3. Women and men are equals. Although America’s New Buddhism cannot be said to have broken completely with the legacies of gender inequality in Asian culture and Buddhist history, Western society’s trend toward gender parity is departing from that legacy. In most American Buddhist groups there are slightly more women than men. The sexes practice together as equals and share the same roles and responsibilities in ways largely unknown in Buddhist Asia.

4. American Buddhism is cross-pollinating.

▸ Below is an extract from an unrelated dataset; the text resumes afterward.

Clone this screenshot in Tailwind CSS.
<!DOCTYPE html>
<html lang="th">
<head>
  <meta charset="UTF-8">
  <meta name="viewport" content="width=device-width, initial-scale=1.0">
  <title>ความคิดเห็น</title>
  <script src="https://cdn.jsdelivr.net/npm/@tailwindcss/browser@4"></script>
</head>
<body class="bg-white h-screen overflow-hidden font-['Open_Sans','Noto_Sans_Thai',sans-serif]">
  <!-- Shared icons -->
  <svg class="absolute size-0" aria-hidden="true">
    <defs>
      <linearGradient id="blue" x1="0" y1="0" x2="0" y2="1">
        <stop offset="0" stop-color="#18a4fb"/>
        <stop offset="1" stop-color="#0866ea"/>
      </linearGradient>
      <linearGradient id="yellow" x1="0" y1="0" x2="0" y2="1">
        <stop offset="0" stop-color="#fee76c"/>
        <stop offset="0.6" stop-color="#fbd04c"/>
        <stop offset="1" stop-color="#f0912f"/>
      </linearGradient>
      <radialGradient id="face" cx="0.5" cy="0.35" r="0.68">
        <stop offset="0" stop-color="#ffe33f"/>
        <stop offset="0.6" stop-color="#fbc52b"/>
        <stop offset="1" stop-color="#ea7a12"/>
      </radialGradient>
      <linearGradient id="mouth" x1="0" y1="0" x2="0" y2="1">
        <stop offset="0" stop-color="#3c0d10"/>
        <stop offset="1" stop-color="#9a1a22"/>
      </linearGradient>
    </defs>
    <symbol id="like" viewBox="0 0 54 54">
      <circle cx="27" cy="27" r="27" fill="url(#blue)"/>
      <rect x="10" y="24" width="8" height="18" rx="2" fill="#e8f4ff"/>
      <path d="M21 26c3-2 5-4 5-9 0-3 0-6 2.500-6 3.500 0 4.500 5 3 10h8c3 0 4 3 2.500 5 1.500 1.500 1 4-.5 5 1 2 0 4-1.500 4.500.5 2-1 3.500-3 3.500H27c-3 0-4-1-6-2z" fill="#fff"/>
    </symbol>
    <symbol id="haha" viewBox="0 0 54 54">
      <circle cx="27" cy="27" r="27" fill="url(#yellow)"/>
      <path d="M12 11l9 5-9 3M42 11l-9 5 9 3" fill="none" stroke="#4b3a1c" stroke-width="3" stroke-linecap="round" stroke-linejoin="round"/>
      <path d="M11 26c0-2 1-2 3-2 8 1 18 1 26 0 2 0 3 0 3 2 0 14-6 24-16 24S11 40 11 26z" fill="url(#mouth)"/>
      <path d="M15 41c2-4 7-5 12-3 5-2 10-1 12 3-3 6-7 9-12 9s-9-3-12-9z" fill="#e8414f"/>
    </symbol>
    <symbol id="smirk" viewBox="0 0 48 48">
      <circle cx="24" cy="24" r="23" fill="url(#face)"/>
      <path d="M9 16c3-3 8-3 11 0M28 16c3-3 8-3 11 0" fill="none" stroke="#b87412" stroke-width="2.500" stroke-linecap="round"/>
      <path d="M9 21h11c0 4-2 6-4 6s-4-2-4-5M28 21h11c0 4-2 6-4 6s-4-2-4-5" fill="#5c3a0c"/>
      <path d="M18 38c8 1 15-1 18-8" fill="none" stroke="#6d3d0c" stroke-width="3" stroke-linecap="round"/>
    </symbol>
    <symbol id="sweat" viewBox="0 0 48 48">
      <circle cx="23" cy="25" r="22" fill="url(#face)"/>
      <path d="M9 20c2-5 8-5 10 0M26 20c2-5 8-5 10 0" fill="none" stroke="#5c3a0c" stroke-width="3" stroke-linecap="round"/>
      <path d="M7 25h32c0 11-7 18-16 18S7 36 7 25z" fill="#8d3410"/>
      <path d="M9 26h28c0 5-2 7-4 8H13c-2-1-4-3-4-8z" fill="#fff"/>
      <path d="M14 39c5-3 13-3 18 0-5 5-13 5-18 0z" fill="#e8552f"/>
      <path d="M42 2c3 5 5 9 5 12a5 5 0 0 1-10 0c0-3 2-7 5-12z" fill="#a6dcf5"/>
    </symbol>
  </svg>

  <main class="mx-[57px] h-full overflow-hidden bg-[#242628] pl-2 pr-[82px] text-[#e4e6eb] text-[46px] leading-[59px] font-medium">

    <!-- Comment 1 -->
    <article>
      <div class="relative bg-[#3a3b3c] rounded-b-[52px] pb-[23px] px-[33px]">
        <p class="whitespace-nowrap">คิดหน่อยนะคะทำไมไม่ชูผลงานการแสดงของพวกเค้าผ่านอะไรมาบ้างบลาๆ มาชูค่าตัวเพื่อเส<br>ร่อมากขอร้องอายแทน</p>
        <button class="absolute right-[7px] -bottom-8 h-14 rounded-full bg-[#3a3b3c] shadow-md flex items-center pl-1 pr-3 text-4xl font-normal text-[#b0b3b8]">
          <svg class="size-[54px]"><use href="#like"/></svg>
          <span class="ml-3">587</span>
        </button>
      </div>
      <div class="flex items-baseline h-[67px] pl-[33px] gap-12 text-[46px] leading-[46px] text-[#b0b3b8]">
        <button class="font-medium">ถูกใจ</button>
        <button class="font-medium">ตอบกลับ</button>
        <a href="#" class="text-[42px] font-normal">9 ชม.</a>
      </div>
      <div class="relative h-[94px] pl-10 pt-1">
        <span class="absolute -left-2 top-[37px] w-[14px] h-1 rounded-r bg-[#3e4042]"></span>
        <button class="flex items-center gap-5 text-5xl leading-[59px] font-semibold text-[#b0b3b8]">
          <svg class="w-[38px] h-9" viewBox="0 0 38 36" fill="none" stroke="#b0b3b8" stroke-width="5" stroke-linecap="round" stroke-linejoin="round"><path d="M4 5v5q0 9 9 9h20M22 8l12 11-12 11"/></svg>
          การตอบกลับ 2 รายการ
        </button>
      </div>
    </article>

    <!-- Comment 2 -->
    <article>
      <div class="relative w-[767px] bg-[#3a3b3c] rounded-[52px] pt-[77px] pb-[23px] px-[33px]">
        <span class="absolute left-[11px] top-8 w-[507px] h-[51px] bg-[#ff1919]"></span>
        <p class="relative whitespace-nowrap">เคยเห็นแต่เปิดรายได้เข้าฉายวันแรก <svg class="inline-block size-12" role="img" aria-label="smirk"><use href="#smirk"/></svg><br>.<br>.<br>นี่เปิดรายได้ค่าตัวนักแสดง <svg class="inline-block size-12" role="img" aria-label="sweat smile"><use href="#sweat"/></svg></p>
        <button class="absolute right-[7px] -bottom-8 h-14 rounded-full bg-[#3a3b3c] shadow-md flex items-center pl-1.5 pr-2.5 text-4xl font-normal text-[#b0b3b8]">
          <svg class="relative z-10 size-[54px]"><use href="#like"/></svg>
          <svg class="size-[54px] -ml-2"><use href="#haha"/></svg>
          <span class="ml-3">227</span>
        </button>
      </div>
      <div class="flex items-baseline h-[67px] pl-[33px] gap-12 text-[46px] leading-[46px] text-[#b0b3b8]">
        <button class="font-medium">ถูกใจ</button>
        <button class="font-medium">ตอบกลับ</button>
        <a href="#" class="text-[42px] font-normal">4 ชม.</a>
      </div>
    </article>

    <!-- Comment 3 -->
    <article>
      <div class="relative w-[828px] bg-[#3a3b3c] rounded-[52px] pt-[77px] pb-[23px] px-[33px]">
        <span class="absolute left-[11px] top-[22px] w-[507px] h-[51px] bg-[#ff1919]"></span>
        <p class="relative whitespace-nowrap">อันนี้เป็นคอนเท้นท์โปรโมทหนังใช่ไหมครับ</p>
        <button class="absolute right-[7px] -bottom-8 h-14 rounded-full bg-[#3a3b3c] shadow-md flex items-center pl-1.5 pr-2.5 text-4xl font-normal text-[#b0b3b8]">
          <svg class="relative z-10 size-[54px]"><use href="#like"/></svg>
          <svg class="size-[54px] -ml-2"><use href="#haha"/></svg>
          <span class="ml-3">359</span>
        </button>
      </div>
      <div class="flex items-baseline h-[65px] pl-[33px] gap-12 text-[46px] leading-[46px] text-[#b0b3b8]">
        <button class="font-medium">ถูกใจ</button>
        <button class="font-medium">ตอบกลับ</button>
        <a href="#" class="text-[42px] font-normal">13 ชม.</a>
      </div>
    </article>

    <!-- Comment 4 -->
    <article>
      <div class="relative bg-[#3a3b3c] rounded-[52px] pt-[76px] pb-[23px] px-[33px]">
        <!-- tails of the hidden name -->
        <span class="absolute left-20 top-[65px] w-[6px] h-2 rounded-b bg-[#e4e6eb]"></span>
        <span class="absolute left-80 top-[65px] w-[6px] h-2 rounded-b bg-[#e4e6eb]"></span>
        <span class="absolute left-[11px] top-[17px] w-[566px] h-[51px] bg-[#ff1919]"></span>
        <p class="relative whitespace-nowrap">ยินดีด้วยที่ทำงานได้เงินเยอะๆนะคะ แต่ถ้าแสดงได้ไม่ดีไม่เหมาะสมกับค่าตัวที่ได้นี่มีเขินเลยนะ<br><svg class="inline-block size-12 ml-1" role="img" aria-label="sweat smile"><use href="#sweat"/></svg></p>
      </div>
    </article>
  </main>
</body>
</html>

The historian Rick Fields notes that “Asian Buddhists who have not communicated for hundreds or thousands of years now find themselves sitting next to one another in a new [American] home.” Coleman concurs: “Never before in the long history of Buddhism have all of its major traditions entered a new area at the same time, and never before has there been so much contact and exchange among these different traditions.” Most see this situation as an unprecedented opportunity for creative evolution; hybrids are, after all, the very stuff of life. Proponents note that the cross-fertilization of ideas could catalyze a revolutionary critical examination of heretofore unexamined assumptions about sectarian superiority.

5. It is socially and politically engaged. The last element of the New Buddhism is a little different from the others. It is not as broadly characteristic of the whole fabric as are the other four, and to date, it remains an eddy in the larger stream. Like-minded New Buddhists argue that working toward individual inner peace is not enough. What is also deeply needed is a corresponding effort to alter social injustices in order to lessen the suffering of humanity at large.